For clothing virtual fitting on Wildberries, the platform itself selects categories and products for testing. The option is available to top sellers or as part of advertising subscriptions. A seller can only upload photos according to strict requirements for angle and background and participate in the marketplace’s internal experiments.
The same applies to virtual fitting on Lamoda: the platform develops this technology internally. The only practical route for a seller is to move traffic to their own website or Telegram channel, where there are no such restrictions.
Accuracy and Trust Communication: How Not to Increase Returns
The main risk during implementation is inflated expectations. If online clothing fitting shows a perfect image, but the real fit turns out different, you will get a wave of negativity and returns.
Use wording like this in the interface:
- “Virtual fitting helps evaluate style and silhouette. Fit depends on fabric and individual body features.”
- “The result is generated by AI. Some detail inaccuracies are possible.”
- “Upload a photo in fitted clothing and good lighting.”
- “We do not store photos - they are deleted immediately after fitting.”
The last point is especially important. Users are afraid to upload personal photos to third-party services. A clear and understandable privacy policy is not a formality - it is a trust-building tool. LOOKSY does not store customer data or use it to train models.
Conclusion
- Try-on technologies differ: photo overlay virtual fitting, AI-generated online fitting, fit heatmap, Magic Mirror, and QR-marker fitting rooms for offline retail.
- A virtual fitting room is not just a fun widget. It is a tool that affects the entire economics of an online clothing store.
- An online fitting room reduces uncertainty about fit before purchase - this is the main source of economic impact from conversion and sales growth.
- The economics come not only from conversion, but also from cost-to-serve: returns, markdowns, support, and repeat delivery.
- Result quality often depends more on product photos and angles than on the algorithm itself.
- Trust grows when the brand honestly explains the technology’s accuracy and limitations and handles user photos transparently.
- The implementation channel affects KPIs: website, app, marketplace, and Telegram provide different levels of measurability and UX friction.
Returns caused by size issues and doubts about fit remain one of the most expensive problems in fashion e-commerce. A virtual fitting room does not eliminate this problem completely, but it can significantly reduce uncertainty before purchase.
The first step is to test the tool on a limited set of SKUs with a high return rate and compare metrics with a control group. Even a 2-4 week pilot provides enough data to make an informed decision.
FAQ
What is the difference between photo-based virtual fitting and camera-based fitting?

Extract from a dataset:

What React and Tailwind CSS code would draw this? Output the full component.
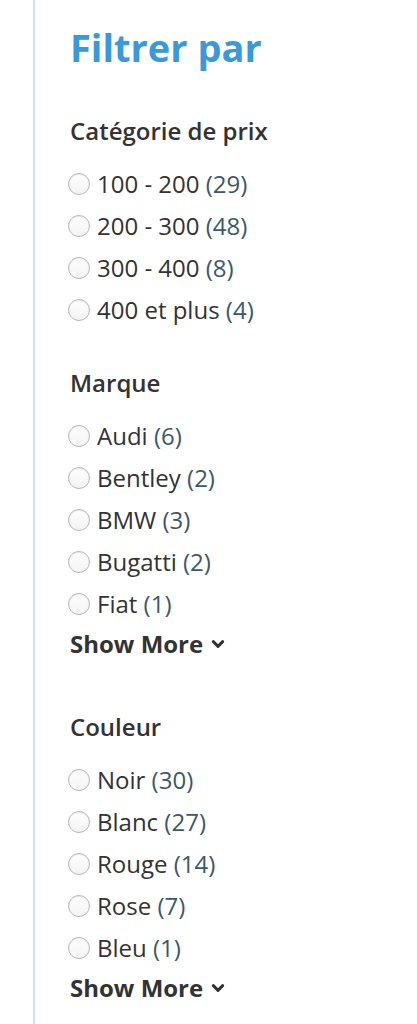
import { useState } from "react";

const sections = [
  {
    title: "Catégorie de prix",
    name: "price",
    items: [
      ["100 - 200", 29],
      ["200 - 300", 48],
      ["300 - 400", 8],
      ["400 et plus", 4],
    ],
  },
  {
    title: "Marque",
    name: "brand",
    more: true,
    items: [
      ["Audi", 6],
      ["Bentley", 2],
      ["BMW", 3],
      ["Bugatti", 2],
      ["Fiat", 1],
    ],
  },
  {
    title: "Couleur",
    name: "color",
    more: true,
    items: [
      ["Noir", 30],
      ["Blanc", 27],
      ["Rouge", 14],
      ["Rose", 7],
      ["Bleu", 1],
    ],
  },
];

const Radio = ({ checked }) => (
  <span className="w-[22px] h-[22px] rounded-full border border-[#b8b8b8] bg-gradient-to-b from-white to-[#f3f3f3] shadow-[inset_0_1px_1px_rgba(0,0,0,0.08)] flex items-center justify-center shrink-0">
    {checked && <span className="w-[10px] h-[10px] rounded-full bg-[#3a99d8]" />}
  </span>
);

const Chevron = () => (
  <svg width="16" height="16" viewBox="0 0 24 24" fill="none" stroke="currentColor" strokeWidth="4.5" strokeLinecap="round" strokeLinejoin="round">
    <path d="M5 8.5l7 7 7-7" />
  </svg>
);

const Section = ({ section, selected, onSelect }) => (
  <div className={section.more ? "mb-[41px]" : "mb-[31px]"}>
    <h3 className="text-[24px] font-semibold text-[#333] h-[42px] flex items-center">{section.title}</h3>
    <ul className="mt-[11px]">
      {section.items.map(([label, count]) => (
        <li key={label}>
          <label
            className="h-[42px] flex items-center gap-[7px] -ml-[2px] cursor-pointer"
            onClick={() => onSelect(section.name, label)}
          >
            <Radio checked={selected[section.name] === label} />
            <span className="text-[24px] text-[#333]">
              {label} <span className="text-[#3b5a68]">({count})</span>
            </span>
          </label>
        </li>
      ))}
    </ul>
    {section.more && (
      <button type="button" className="h-[42px] -mt-[2px] flex items-center gap-[7px] text-[24px] font-bold text-[#333]">
        Show More
        <Chevron />
      </button>
    )}
  </div>
);

export default function App() {
  const [selected, setSelected] = useState({});

  return (
    <div className="min-h-[1024px] bg-white" style={{ fontFamily: '"Open Sans", sans-serif' }}>
      <aside className="ml-[33px] border-l-2 border-[#cce4f4] min-h-[1024px] pl-[35px] pt-[17px]">
        <h2 className="text-[38px] font-bold text-[#3a99d8] leading-[60px] mb-[33px]">Filtrer par</h2>
        {sections.map((s) => (
          <Section
            key={s.name}
            section={s}
            selected={selected}
            onSelect={(name, label) => setSelected((prev) => ({ ...prev, [name]: label }))}
          />
        ))}
      </aside>
    </div>
  );
}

Photo-based virtual fitting uses a neural network to generate a realistic image of a person wearing the selected clothing. Camera-based fitting, or AR, works like a social media filter and overlays a mask in real time. It is better suited for accessories and footwear; for clothing, it produces more inaccuracies.
What does “free online fitting” mean? What is actually free and what is conditionally free?
For the customer, the service is always free. For the business, there is usually a SaaS subscription or payment based on the number of generations. Some providers offer freemium plans for testing with a free try-on limit.
What photos are needed for a good result?
Previously, services required a strict full-body photo against a white wall. Today, algorithms are smarter, and a waist-up image is usually enough. It is not always necessary to find a full-length photo.
Does virtual fitting work for complex fabrics and oversized clothing?
Neural networks handle oversized clothing better than old 3D overlay technologies because they understand context. But transparent fabrics, complex sequins, or fur can sometimes be visualized with inaccuracies.
Is the technology suitable for shoes, glasses, and jewelry, or is that a different task?
For shoes and glasses, regular visual photo-based fitting can work well.